O Mundo das Ideias parece surgir para
Platão como uma proposta reflexiva que sintetiza estas oposições anteriores. Platão compreende que existem dois planos distintos: um deles é estável, o outro instável. O que o filósofo chamou de Mundo das Ideias é imutável, eterno
e real, e opõe-se ao Mundo Sensível,
em que os objetos são passageiros,
caracterizados pela mutabilidade e ilusórios. Este último é o mundo das aparências, das cópias
imperfeitas daquilo que se encontra no Mundo das Ideias que, por sua vez, é
o mundo da Episteme
(verdades) e o Mundo
Sensível o mundo traçado pela doxa (opinião), através do qual, portanto, não se atinge a
verdade. Isto significa que no primeiro
mundo as coisas existem em sua essência e como absolutas, enquanto que no
segundo, apenas existem de maneira aparente, não como realmente são em si. O Mundo
Sensível é o mundo que apreendemos, que sentimos e que vivemos. Neste plano existem
apenas cópias das Formas verdadeiras que encontram-se no Mundo das Ideias. Para Platão, a
razão é o instrumento que possibilita o conhecimento das verdades eternas que
encontram-se no referido mundo perfeito. Através do exercício
intelectual, o homem pode relembrar verdades que já encontram-se em seu íntimo
e que foram anteriormente assimiladas pela alma no Mundo das Ideias.
Estas aparências
encontradas no Mundo Sensível teriam
sido criadas por um ser superior chamado
por Platão de Demiurgo (que seria um artesão). Este, teria
montado um mundo imperfeito que
copia as formas perfeitas e, assim, as essências
existentes neste plano ideal proposto por Platão possuem a forma primordial da
qual se originam as coisas que o homem conhece através da realidade sensível.
Ou seja, há
uma forma da qual tudo se origina.
Na verdade, com a criação destes dois mundos, Platão
resolve um problema criado pelos
filósofos pré-socráticos: Parmênides
e Heráclito. O problema era a respeito do movimento.
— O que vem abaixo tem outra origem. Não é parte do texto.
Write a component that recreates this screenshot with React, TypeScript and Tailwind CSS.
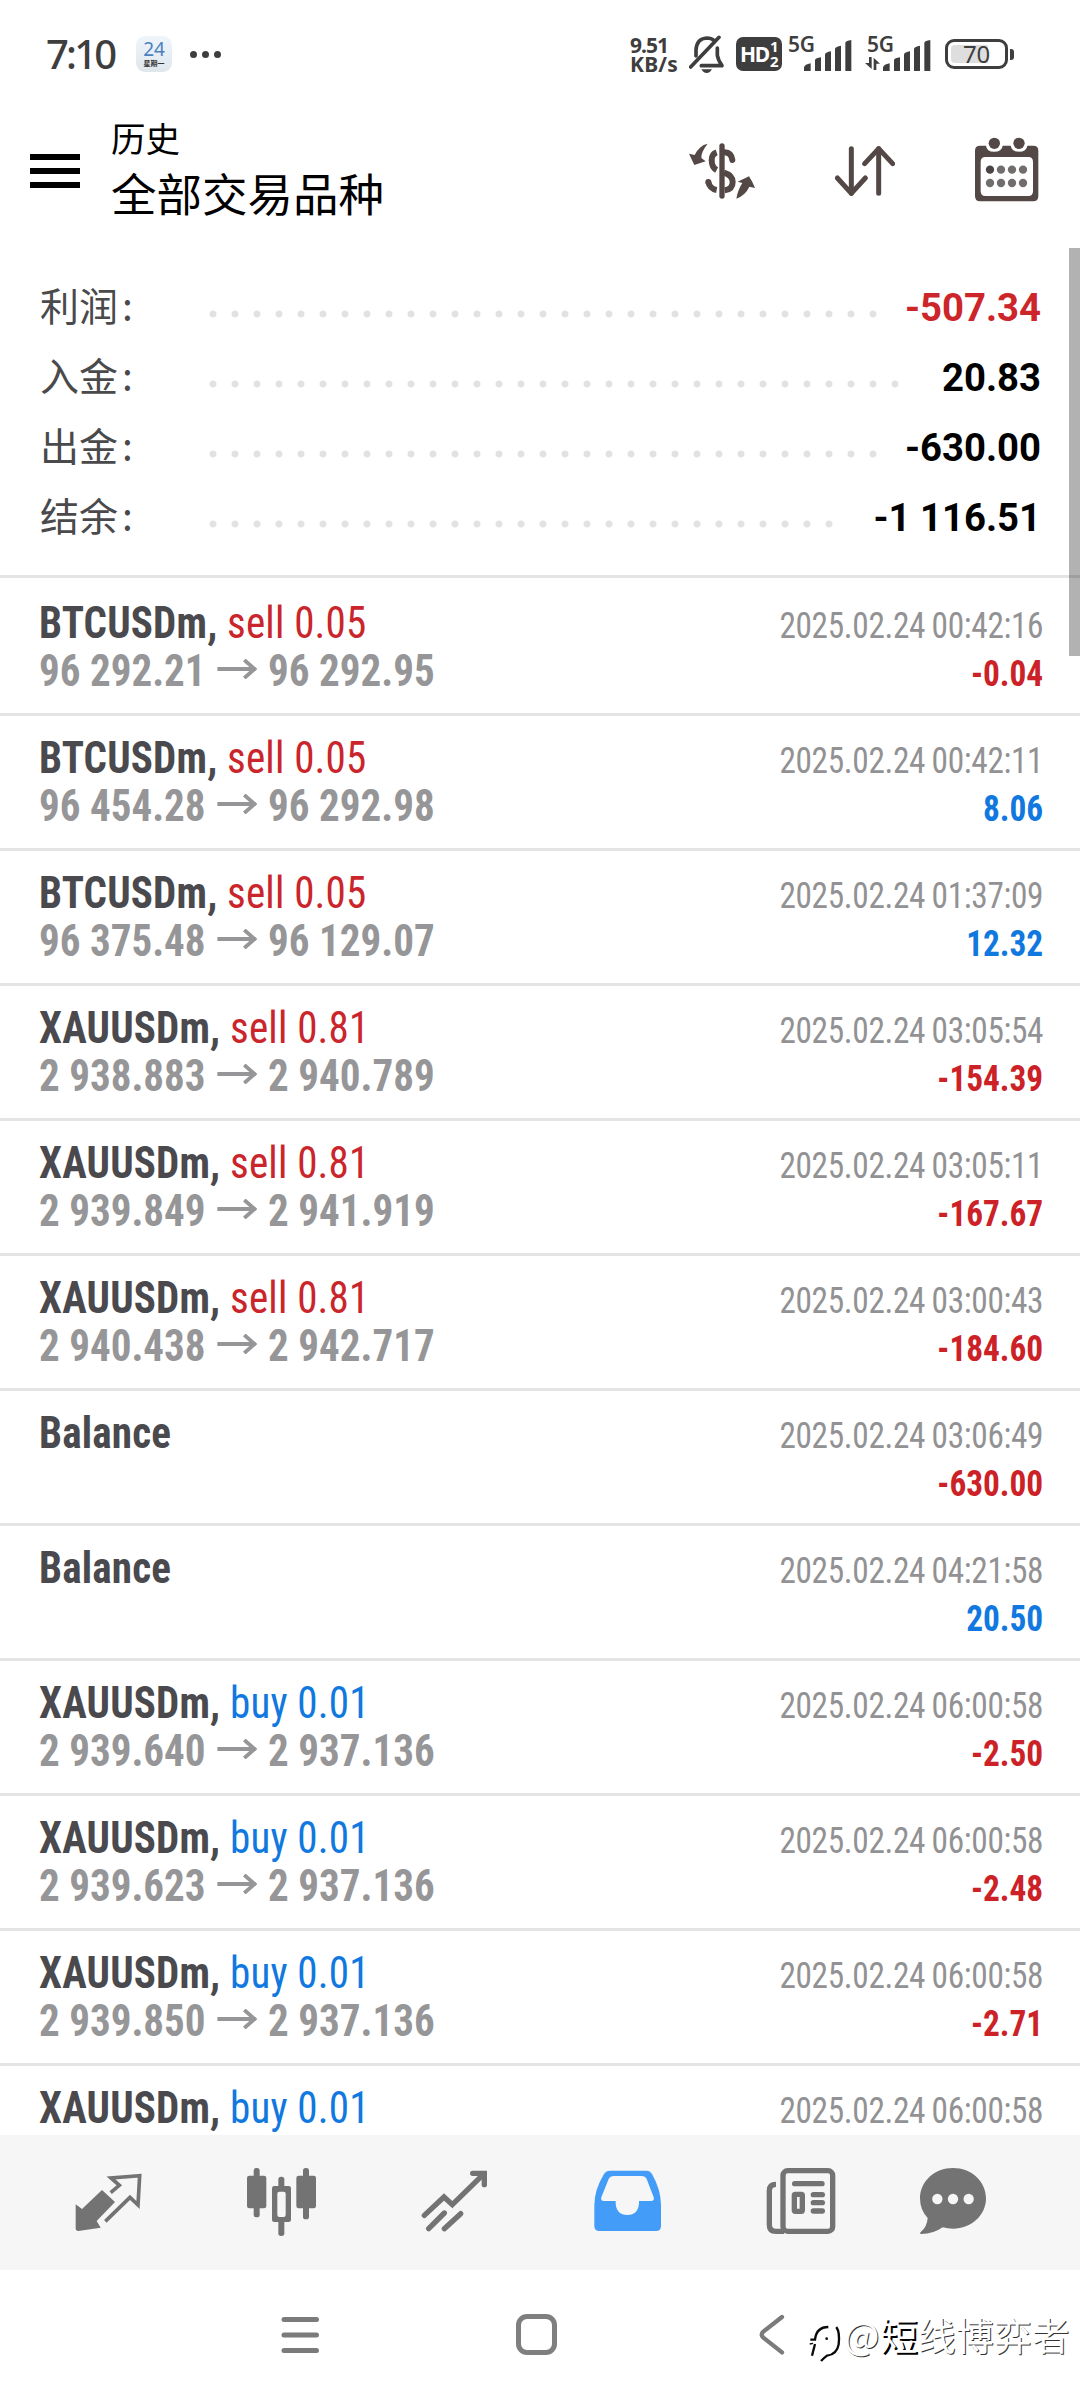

Se, para Heráclito tudo está em constante
movimento, mas nada dura para sempre. Já para o pensamento de Parmênides
este movimento é apenas uma ilusão, pois se as coisas mudassem deixariam de
serem elas mesmas.
Para Platão,
no mundo das ideias não existe mudança, pois tudo é eterno, assim como para Parmênides. E, no mundo dos sentidos de
Platão tudo está mudando e sujeito ao erro, assim como para o pensamento de Heráclito.